Filming with animals is no picnic in the park – although very rewarding. With the newly passed Performing Animals Protection Amendment Act 4 of 2016 (PAPA), things are set to become more challenging for filmmakers, animal owners and handlers. The use of animals as onscreen performers presents a range of technical, legal, choreographic, medical, and strategic difficulties. Special medical insurance may be required for animals just as for human performers. Because animals are relatively incompetent linguistically, choreography and cinematic trickery must take the place of direction. Having said that, the Act is great news for animals as more stringent laws mean more protection for our furry friends on set.

In the film-within-a-film in Truffaut’sDay for Night(1973), for example, there is a scenic reference to the director’s earlier The Soft Skin (1964)—itself a play upon Jean Vigo’sL’Atalante (1934) — that uses a kitten to demonstrate this difficulty. The scene calls for a pair of lovers to wake up one morning, open the door of their motel room, and find a kitten begging for a bottle of milk that has been left on their stoop; when they pour a little into a saucer, she drinks. But the feline actor has other things in mind and keeps heading offscreen; in the close shot that focuses upon her as she sniffs at the saucer of milk, the hand of the assistant director is visible, pushing the animal back into the frame. Many takes are needed before everyone is happy: while in “real life” nothing would seem to be simpler or more natural, in filmmaking this moment is a supremely difficult technical achievement.

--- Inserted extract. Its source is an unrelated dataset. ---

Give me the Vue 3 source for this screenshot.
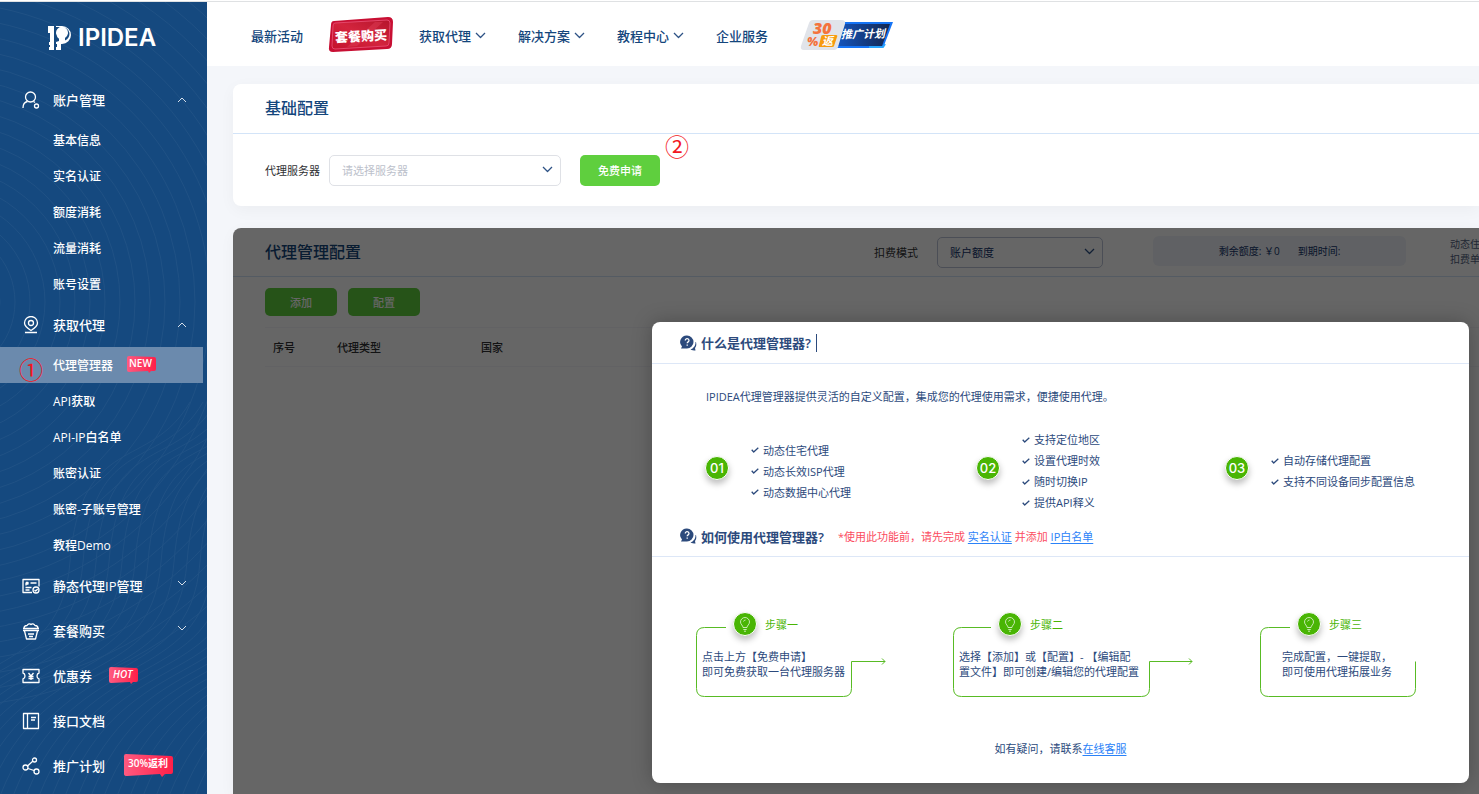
<script setup>
import { ref } from 'vue'

const server = ref('')
const mode = ref('quota')

const waves = Array.from({ length: 26 }, (_, i) => {
  const o = i * 13
  return `M${-130 + o} 794 C${-70 + o} 640 ${60 + o} 690 ${70 + o} 560 S${150 + o} 470 ${190 + o} 400`
})
const arcs = Array.from({ length: 24 }, (_, i) => 60 + i * 15)

const account = ['基本信息', '实名认证', '额度消耗', '流量消耗', '账号设置']
const proxy = ['代理管理器', 'API获取', 'API-IP白名单', '账密认证', '账密-子账号管理', '教程Demo']

const nav = [
  { label: '获取代理', more: true },
  { label: '解决方案', more: true },
  { label: '教程中心', more: true },
  { label: '企业服务', more: false }
]

const features = [
  { no: '01', list: ['动态住宅代理', '动态长效ISP代理', '动态数据中心代理'] },
  { no: '02', list: ['支持定位地区', '设置代理时效', '随时切换IP', '提供API释义'] },
  { no: '03', list: ['自动存储代理配置', '支持不同设备同步配置信息'] }
]

const steps = [
  { title: '步骤一', lines: ['点击上方【免费申请】', '即可免费获取一台代理服务器'], w: 156, lead: 30, arrow: 34 },
  { title: '步骤二', lines: ['选择【添加】或【配置】- 【编辑配', '置文件】即可创建/编辑您的代理配置'], w: 197, lead: 38, arrow: 43 },
  { title: '步骤三', lines: ['完成配置，一键提取，', '即可使用代理拓展业务'], w: 156, lead: 30, arrow: 0, indent: true }
]

const outline = (s) =>
  `M${s.lead} .5 H8.5 Q.5 .5 .5 8.5 V61.5 Q.5 69.5 8.5 69.5 H${s.w - 8.5} Q${s.w - 0.5} 69.5 ${s.w - 0.5} 61.5 V34.5` +
  (s.arrow ? ` H${s.w + s.arrow - 1} m-3 -3 l3 3 l-3 3` : '')
</script>

<template>
  <div class="page">
    <aside class="side">
      <svg class="texture" viewBox="0 0 207 792" preserveAspectRatio="xMidYMax slice" aria-hidden="true">
        <circle v-for="r in arcs" :key="r" cx="-60" cy="300" :r="r" />
        <path v-for="w in waves" :key="w" :d="w" />
      </svg>
      <a href="#" class="logo" aria-label="IPIDEA">
        <svg width="110" height="26" viewBox="0 0 110 26">
          <path d="M1 1h6v24H2v-3h1v-2H2v-3h1V8H1z" fill="#fff" />
          <path d="M9 1h6a9 9 0 0 1 0 18h-1v6H9v-3h1v-3H9v-2l3-1v-3a6 6 0 1 1 6 0v2.500a7 7 0 0 0-3-13.500H9z" fill="#fff" />
          <circle cx="14" cy="10" r="4" fill="#fff" />
          <path d="M12 12h4v5h-4z" fill="#fff" />
          <text x="31" y="21">IPIDEA</text>
        </svg>
      </a>

      <nav class="menu">
        <a href="#" class="group">
          <svg class="gi" viewBox="0 0 18 18"><circle cx="8.500" cy="6" r="5" /><path d="M1 17c0-4 2-6 4.500-6.500M11.500 10.500l1.500 1" /><circle cx="14.500" cy="15" r="2" /></svg>
          <span>账户管理</span>
          <svg class="chev" viewBox="0 0 10 6"><path d="M1 5l4-4 4 4" /></svg>
        </a>
        <a v-for="t in account" :key="t" href="#" class="sub">{{ t }}</a>
        <a href="#" class="group">
          <svg class="gi" viewBox="0 0 18 18"><path d="M9 14.500C5 12 2.500 10 2.500 7a6.500 6.500 0 0 1 13 0c0 3-2.500 5-6.500 7.500zM3 16.500h12" /><circle cx="9" cy="7" r="2.500" /></svg>
          <span>获取代理</span>
          <svg class="chev" viewBox="0 0 10 6"><path d="M1 5l4-4 4 4" /></svg>
        </a>
        <a v-for="(t, i) in proxy" :key="t" href="#" class="sub" :class="{ active: i === 0 }">
          <span v-if="i === 0" class="mark mark-one">①</span>
          {{ t }}
          <svg v-if="i === 0" class="flag" width="32" height="20" viewBox="0 0 32 20">
            <defs><linearGradient id="pink"><stop offset="0" stop-color="#ff5a80" /><stop offset="1" stop-color="#ff1f48" /></linearGradient></defs>
            <path d="M3 1l25 1q2 0 2 2v10q0 2-2 2h-3l-2 2-1-2-19 1q-2 0-2-2V3q0-2 2-2z" fill="url(#pink)" />
            <text x="3" y="12">NEW</text>
          </svg>
        </a>
        <a href="#" class="group">
          <svg class="gi" viewBox="0 0 18 18"><path d="M10 15.500H1v-13h16v7M4 5.500v3M4 5.500h2v1.500H4M8.500 6h6M3.500 10.500h6M3.500 13h4" /><circle cx="14" cy="13" r="3" /><path d="M12.500 13l1.200 1 2-2" /></svg>
          <span>静态代理IP管理</span>
          <svg class="chev down" viewBox="0 0 10 6"><path d="M1 1l4 4 4-4" /></svg>
        </a>
        <a href="#" class="group">
          <svg class="gi" viewBox="0 0 18 18"><path d="M1 6.500h16M1 8.500h16M2 6.500c0-2 1-3 3-3 1-2 3-2 4-1 1-1 3-1 4 1 2 0 3 1 3 3M2.500 9l2 8h9l2-8M6 12h6M7 14.500h4" /></svg>
          <span>套餐购买</span>
          <svg class="chev down" viewBox="0 0 10 6"><path d="M1 1l4 4 4-4" /></svg>
        </a>
        <a href="#" class="group">
          <svg class="gi" viewBox="0 0 18 18"><path d="M1 2.500h16v3.500q-2 .5-2 3t2 3v3.500H1V12q2-.5 2-3t-2-3zM6.500 6L9 9l2.500-3M9 9v4M6.500 9.500h5M6.500 11.500h5" /></svg>
          <span>优惠券</span>
          <svg class="flag hot" width="32" height="20" viewBox="0 0 32 20">
            <path d="M3 1l25 1q2 0 2 2v10q0 2-2 2h-3l-2 2-1-2-19 1q-2 0-2-2V3q0-2 2-2z" fill="url(#pink)" />
            <text x="5" y="12">HOT</text>
          </svg>
        </a>
        <a href="#" class="group">
          <svg class="gi" viewBox="0 0 18 18"><path d="M1.500 1.500h15v15h-15zM5.500 1.500v15M9 5.500h5M9 8h4" /></svg>
          <span>接口文档</span>
        </a>
        <a href="#" class="group">
          <svg class="gi" viewBox="0 0 18 18"><circle cx="3.500" cy="10.500" r="2.500" /><circle cx="12.500" cy="3" r="2" /><circle cx="14.500" cy="14.500" r="2.500" /><path d="M5.500 9l5.500-5M6 11.500l6 2" /></svg>
          <span>推广计划</span>
          <svg class="flag rebate" width="51" height="26" viewBox="0 0 51 26">
            <path d="M3 1l45 2q2 0 2 2v14q0 2-2 2h-6l-3 3-2-3-33 2q-3 0-3-2V3q0-2 2-2z" fill="url(#pink)" />
            <text x="5" y="14">30%返利</text>
          </svg>
        </a>
      </nav>
    </aside>

    <div class="body">
      <header class="top">
        <a href="#">最新活动</a>
        <a href="#" class="promo" aria-label="套餐购买">
          <svg width="68" height="38" viewBox="0 0 68 38">
            <defs><linearGradient id="red" x1="0" y1="1" x2="1" y2="0"><stop offset="0" stop-color="#c4122d" /><stop offset=".5" stop-color="#d3243d" /><stop offset="1" stop-color="#b5152c" /></linearGradient></defs>
            <path d="M7 5L61 1q5 0 5 5l-1 22q0 5-5 5L6 36q-5 0-4-5L4 9q0-4 3-4z" fill="#c80f33" />
            <path d="M8 7L60 4q3 0 3 3l-1 20q0 3-3 3L8 33q-3 0-3-3L6 10q0-3 2-3z" fill="url(#red)" stroke="#e4476a" />
            <path d="M20 31L48 6h8L30 30z" fill="#e04058" opacity=".45" />
            <text x="8" y="25" transform="rotate(-3 34 19)">套餐购买</text>
          </svg>
        </a>
        <a v-for="n in nav" :key="n.label" href="#">
          {{ n.label }}
          <svg v-if="n.more" class="nchev" viewBox="0 0 11 7"><path d="M1 1l4.500 4.500L10 1" /></svg>
        </a>
        <a href="#" class="plan" aria-label="30%返 推广计划">
          <svg width="94" height="32" viewBox="0 0 94 32">
            <defs><linearGradient id="blue"><stop offset="0" stop-color="#1555bd" /><stop offset="1" stop-color="#14264f" /></linearGradient></defs>
            <path d="M40 3h53L83 29H35z" fill="#1674f5" />
            <path d="M43 5h47L82 27H37z" fill="url(#blue)" />
            <path d="M69 28h14l2-3" stroke="#28a5ff" stroke-width="2" fill="none" />
            <path d="M13 1h28q5 0 4 4l-7 23q-1 3-4 3H4q-4 0-3-4L9 4q1-3 4-3z" fill="#e1e4ea" />
            <path d="M23 16h13q2 0 1 2l-3 9q0 1-2 1H20q-2 0-1-2l2-8q0-2 2-2z" fill="#f79b0e" />
            <text class="pct" x="13" y="15">30</text>
            <text class="pct small" x="7" y="27">%</text>
            <text class="ret" x="22" y="26">返</text>
            <text class="pl" x="41" y="19" transform="rotate(-1 60 16)">推广计划</text>
          </svg>
        </a>
      </header>

      <main class="main">
        <section class="card">
          <h2>基础配置</h2>
          <div class="form">
            <label for="server">代理服务器</label>
            <div class="pick wide">
              <select id="server" v-model="server" class="empty">
                <option value="">请选择服务器</option>
              </select>
              <svg class="nchev" viewBox="0 0 11 7"><path d="M1 1l4.500 4.500L10 1" /></svg>
            </div>
            <button type="button" class="apply">免费申请</button>
            <span class="mark mark-two">②</span>
          </div>
        </section>

        <section class="card manage">
          <div class="mhead">
            <h2>代理管理配置</h2>
            <label for="mode">扣费模式</label>
            <div class="pick">
              <select id="mode" v-model="mode">
                <option value="quota">账户额度</option>
              </select>
              <svg class="nchev" viewBox="0 0 11 7"><path d="M1 1l4.500 4.500L10 1" /></svg>
            </div>
            <p class="quota"><span>剩余额度: ￥0</span><span>到期时间:</span></p>
            <p class="unit">动态住<br />扣费单</p>
          </div>
          <div class="tools">
            <button type="button">添加</button>
            <button type="button">配置</button>
          </div>
          <table>
            <thead>
              <tr><th class="c1">序号</th><th class="c2">代理类型</th><th>国家</th></tr>
            </thead>
          </table>
          <div class="shade"></div>

          <div class="dialog" role="dialog" aria-label="什么是代理管理器?">
            <h3 class="dh">
              <svg class="ask" viewBox="0 0 17 16"><path d="M16 7c.8 3 0 5-1 6l.5 2.500c-2 0-3.500-.3-5-1 3-1 5.200-4 5-7.500z" /><path d="M7 .5a6.500 6.500 0 1 1 0 13H1l1-2A6.500 6.500 0 0 1 7 .5z" /><path class="q" d="M5.300 5.500c0-2.500 3.700-2.300 3.700 0C9 7 7.200 6.800 7.200 8.300M7.200 9.500v1.300" /></svg>
              什么是代理管理器?<i class="caret"></i>
            </h3>
            <p class="intro">IPIDEA代理管理器提供灵活的自定义配置，集成您的代理使用需求，便捷使用代理。</p>
            <div class="features">
              <div v-for="f in features" :key="f.no" class="feature">
                <span class="ball">{{ f.no }}</span>
                <ul>
                  <li v-for="l in f.list" :key="l">
                    <svg viewBox="0 0 8 6"><path d="M.7 2.800l2 2.200L7.300 .8" /></svg>{{ l }}
                  </li>
                </ul>
              </div>
            </div>
            <h3 class="dh second">
              <svg class="ask" viewBox="0 0 17 16"><path d="M16 7c.8 3 0 5-1 6l.5 2.500c-2 0-3.500-.3-5-1 3-1 5.200-4 5-7.500z" /><path d="M7 .5a6.500 6.500 0 1 1 0 13H1l1-2A6.500 6.500 0 0 1 7 .5z" /><path class="q" d="M5.300 5.500c0-2.500 3.700-2.300 3.700 0C9 7 7.200 6.800 7.200 8.300M7.200 9.500v1.300" /></svg>
              如何使用代理管理器?
              <small>*使用此功能前，请先完成 <a href="#">实名认证</a> 并添加 <a href="#">IP白名单</a></small>
            </h3>
            <div class="steps">
              <div v-for="s in steps" :key="s.title" class="step">
                <svg class="frame" :width="s.w + s.arrow" height="70"><path :d="outline(s)" /></svg>
                <div class="st" :class="{ far: s.lead > 30 }">
                  <span class="ball"><svg width="12" height="15" viewBox="0 0 12 15"><path d="M4 10.500C4 8.500 1.500 7.500 1.500 5a4.500 4.500 0 0 1 9 0c0 2.500-2.500 3.500-2.500 5.500zM4.300 12.500h3.400M5 14.200h2M4.500 4.500Q5 3 6.500 3" /></svg></span>
                  {{ s.title }}
                </div>
                <p :class="{ indent: s.indent }"><template v-for="l in s.lines" :key="l">{{ l }}<br /></template></p>
              </div>
            </div>
            <p class="help">如有疑问，请联系<a href="#">在线客服</a></p>
          </div>
        </section>
      </main>
    </div>
  </div>
</template>

<style>
body {
  margin: 0;
}
</style>

<style scoped>
* {
  box-sizing: border-box;
}
.page {
  display: flex;
  min-height: 100vh;
  padding-top: 2px;
  background: linear-gradient(#fff 1px, #dfe1e3 1px, #dfe1e3 2px, #f4f6fa 2px);
  font-family: "Open Sans", "Noto Sans CJK SC", sans-serif;
  font-size: 11px;
  color: #303133;
  overflow: hidden;
}
a {
  color: inherit;
  text-decoration: none;
}
h2, h3, p, ul {
  margin: 0;
  padding: 0;
}
path, circle {
  stroke-linejoin: round;
}

/* Sidebar */
.side {
  position: relative;
  flex: 0 0 207px;
  background: #15497f;
  color: #fff;
  overflow: hidden;
}
.texture {
  position: absolute;
  inset: 0;
  width: 100%;
  height: 100%;
  fill: none;
  stroke: #fff;
  opacity: .045;
}
.logo {
  position: relative;
  display: block;
  height: 75px;
  padding: 23px 0 0 47px;
}
.logo text {
  font: 600 24px Inter, sans-serif;
  fill: #fff;
}
.menu {
  position: relative;
  font-weight: 500;
}
.group {
  display: flex;
  align-items: center;
  height: 45px;
  padding: 0 20px 0 22px;
  font-size: 13px;
}
.gi {
  width: 18px;
  height: 18px;
  margin-right: 13px;
  fill: none;
  stroke: #fff;
  stroke-width: 1.3;
}
.chev {
  width: 10px;
  height: 6px;
  margin-left: auto;
  fill: none;
  stroke: #d5dfea;
}
.chev.down {
  margin-bottom: 5px;
}
.sub {
  position: relative;
  display: flex;
  align-items: center;
  height: 36px;
  margin-right: 4px;
  padding-left: 53px;
  font-size: 12px;
}
.sub.active {
  background: #6b8aad;
}
.flag {
  margin-left: 13px;
}
.flag text {
  font-size: 10px;
  font-weight: 600;
  fill: #fff;
}
.hot {
  margin-left: 16px;
}
.hot text {
  font-style: italic;
}
.rebate {
  margin-left: 18px;
}
.mark {
  position: absolute;
  font: 24px/24px "Noto Sans CJK SC", sans-serif;
  color: #f21622;
}
.mark-one {
  left: 19px;
  top: 10px;
}
.mark-two {
  left: 432px;
  top: 0;
}

/* Header */
.body {
  flex: 1;
  min-width: 0;
  display: flex;
  flex-direction: column;
}
.top {
  display: flex;
  align-items: center;
  gap: 32px;
  height: 64px;
  padding: 2px 44px 0;
  background: #fff;
  font-size: 13px;
  font-weight: 500;
  color: #14467c;
  white-space: nowrap;
}
.top a {
  display: flex;
  align-items: center;
}
.nchev {
  width: 11px;
  height: 7px;
  fill: none;
  stroke: #2d5285;
  stroke-width: 1.3;
}
.top .nchev {
  margin-left: 4px;
}
.promo {
  margin: 0 -8px;
}
.promo text {
  font-size: 13px;
  font-weight: 900;
  fill: #fff;
}
.plan text {
  font-style: italic;
  font-weight: 700;
  fill: #fff;
}
.plan .pct {
  font: italic 800 16px "Open Sans", sans-serif;
  fill: #f4733d;
}
.plan .small {
  font-size: 12px;
}
.plan .ret {
  font-size: 11px;
}
.plan .pl {
  font-size: 11px;
}

/* Cards */
.main {
  flex: 1;
  display: flex;
  flex-direction: column;
  gap: 22px;
  padding: 18px 0 0 26px;
}
.card {
  position: relative;
  background: #fff;
  border-radius: 8px 0 0 8px;
  box-shadow: 0 4px 16px #0000000a;
}
h2 {
  height: 50px;
  padding: 0 32px;
  border-bottom: 1px solid #d3e4f8;
  font-size: 16px;
  font-weight: 500;
  line-height: 49px;
  color: #14467c;
}
.form {
  position: relative;
  display: flex;
  align-items: center;
  height: 72px;
  padding: 0 32px;
}
.pick {
  position: relative;
  width: 166px;
  margin-left: 19px;
}
.pick.wide {
  width: 232px;
  margin-left: 9px;
}
.pick select {
  display: block;
  width: 100%;
  height: 31px;
  padding: 0 12px;
  appearance: none;
  border: 1px solid #dfe1e6;
  border-radius: 5px;
  background: none;
  font: inherit;
  color: #14336b;
}
.pick .empty {
  color: #bcc1cb;
}
.pick .nchev {
  position: absolute;
  right: 8px;
  top: 11px;
}
button {
  border: 0;
  border-radius: 5px;
  background: #5fcf3e;
  color: #fff;
  font: inherit;
  font-weight: 500;
}
.apply {
  width: 80px;
  height: 31px;
  margin-left: 19px;
}
.manage {
  flex: 1;
  min-height: 566px;
  border-radius: 8px 0 0 0;
}
.mhead {
  display: flex;
  align-items: center;
  height: 49px;
  padding-left: 32px;
  border-bottom: 1px solid #d3e4f8;
  white-space: nowrap;
}
.mhead h2 {
  height: auto;
  margin-right: auto;
  padding: 0;
  border: 0;
  line-height: 48px;
}
.mhead .pick select {
  border-color: #bcc4d6;
}
.quota {
  display: flex;
  justify-content: center;
  gap: 18px;
  width: 253px;
  margin: 0 44px 2px 50px;
  border-radius: 6px;
  background: #eff3f9;
  font-size: 10px;
  line-height: 30px;
  color: #14336b;
}
.unit {
  flex: 0 0 29px;
  overflow: hidden;
  font-size: 10px;
  line-height: 15px;
  color: #51617e;
}
.tools {
  display: flex;
  gap: 11px;
  padding: 11px 32px;
}
.tools button {
  width: 72px;
  height: 28px;
}
table {
  width: calc(100% - 32px);
  margin-left: 32px;
  table-layout: fixed;
  border-collapse: collapse;
}
th {
  height: 39px;
  padding: 0 8px;
  border: solid #f5f6f9;
  border-width: 1px 0;
  text-align: left;
  font-weight: 500;
}
.c1 {
  width: 64px;
}
.c2 {
  width: 144px;
}
.shade {
  position: absolute;
  inset: 0;
  border-radius: 8px 0 0 0;
  background: rgba(0, 0, 0, .6);
}

/* Dialog */
.dialog {
  position: absolute;
  left: 419px;
  right: 10px;
  top: 94px;
  border-radius: 8px;
  background: #fff;
  box-shadow: 0 0 20px #00000040;
  color: #2c4a7c;
}
.dh {
  display: flex;
  align-items: center;
  height: 42px;
  padding-left: 28px;
  border-bottom: 1px solid #dde7f7;
  font-size: 13px;
  font-weight: 600;
  white-space: nowrap;
}
.second {
  height: 41px;
}
.ask {
  width: 17px;
  height: 16px;
  margin-right: 4px;
  fill: #2c4a7c;
}
.ask .q {
  fill: none;
  stroke: #fff;
  stroke-width: 1.3;
}
.caret {
  width: 1px;
  height: 18px;
  margin-left: 5px;
  background: #2c4a7c;
}
small {
  margin-left: 14px;
  font-size: 11px;
  font-weight: 400;
  color: #fb4b60;
}
small a, .help a {
  color: #2a82f8;
  text-decoration: underline;
  text-underline-offset: 2px;
}
.intro {
  padding: 23px 0 0 54px;
  line-height: 20px;
}
.features {
  display: grid;
  grid-template-columns: 271fr 249fr 244fr;
  align-items: center;
  height: 84px;
  margin: 22px 0 3px;
  padding-left: 53px;
}
.feature {
  display: flex;
  align-items: center;
  gap: 22px;
  white-space: nowrap;
}
.ball {
  display: flex;
  align-items: center;
  justify-content: center;
  width: 24px;
  height: 24px;
  border: 1px solid #fff;
  border-radius: 50%;
  background: #49b504;
  box-shadow: 0 4px 6px #00000040;
  font: 500 13px Inter, sans-serif;
  color: #fff;
}
.feature .ball {
  margin-bottom: 6px;
}
li {
  display: flex;
  align-items: center;
  gap: 4px;
  line-height: 21px;
}
li svg {
  width: 8px;
  height: 6px;
  fill: none;
  stroke: #2c4a7c;
  stroke-width: 1.3;
}
.steps {
  display: grid;
  grid-template-columns: 257fr 307fr 209fr;
  padding: 55px 0 0 44px;
  white-space: nowrap;
}
.step {
  position: relative;
}
.frame {
  position: absolute;
  left: 0;
  top: 15px;
  fill: none;
  stroke: #58bb24;
}
.st {
  display: flex;
  align-items: center;
  gap: 8px;
  padding-left: 37px;
  color: #49b504;
}
.st.far {
  padding-left: 45px;
}
.st svg {
  fill: none;
  stroke: #e6f6dc;
  stroke-width: .8;
}
.step p {
  position: relative;
  padding: 13px 0 0 6px;
  line-height: 15px;
}
.step .indent {
  padding-left: 22px;
}
.help {
  padding: 60px 0 24px;
  line-height: 20px;
  text-align: center;
}
</style>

Filming with animals is demanding in the extreme, and often arcane. Duplicate or even triplicate performers must frequently be on hand; in Seabiscuit (2003), ten bay horses played the lead role. Animals must be rested between takes, because they tire under the intense heat of the lights and are likely to react adversely to prop noise. Sometimes animals are very close to props themselves: from a design point of view, their natural coloration forms part of the aesthetic challenge of a shot.

While screen action involving animal performances is constructed to look believable and is often intended to represent excitement and danger, care must be taken to ensure the safety, nourishment, and protection of animals working in the film industry. Sets and animal costumes must be safe for animal contact; animal action must be meticulously planned to keep within the bounds of what training can effect and to protect animals from harm.

Many techniques of scene simulation are used, including blue or green screen background projection, mechanically operated simulated animals or animal parts or “animaltronics.” In Dr. Doolittle 2 (2001), for instance, a suicidal tiger paces on a window ledge and is “talked down” by the animal psychiatrist (Eddie Murphy). The tiger was filmed pacing against a green screen, and this image was then combined optically with a shot taken at a designed window ledge. Using computerized two-dimensional imaging techniques, frames showing an animal moving its mouth naturally can be individually coordinated with a prerecorded sound track to give the impression, in close-up, that the animal is mouthing words.

The tricks that trainers, cinematographers, directors, and handlers use in order to produce realistic but bizarre animal performances onscreen are uncountable.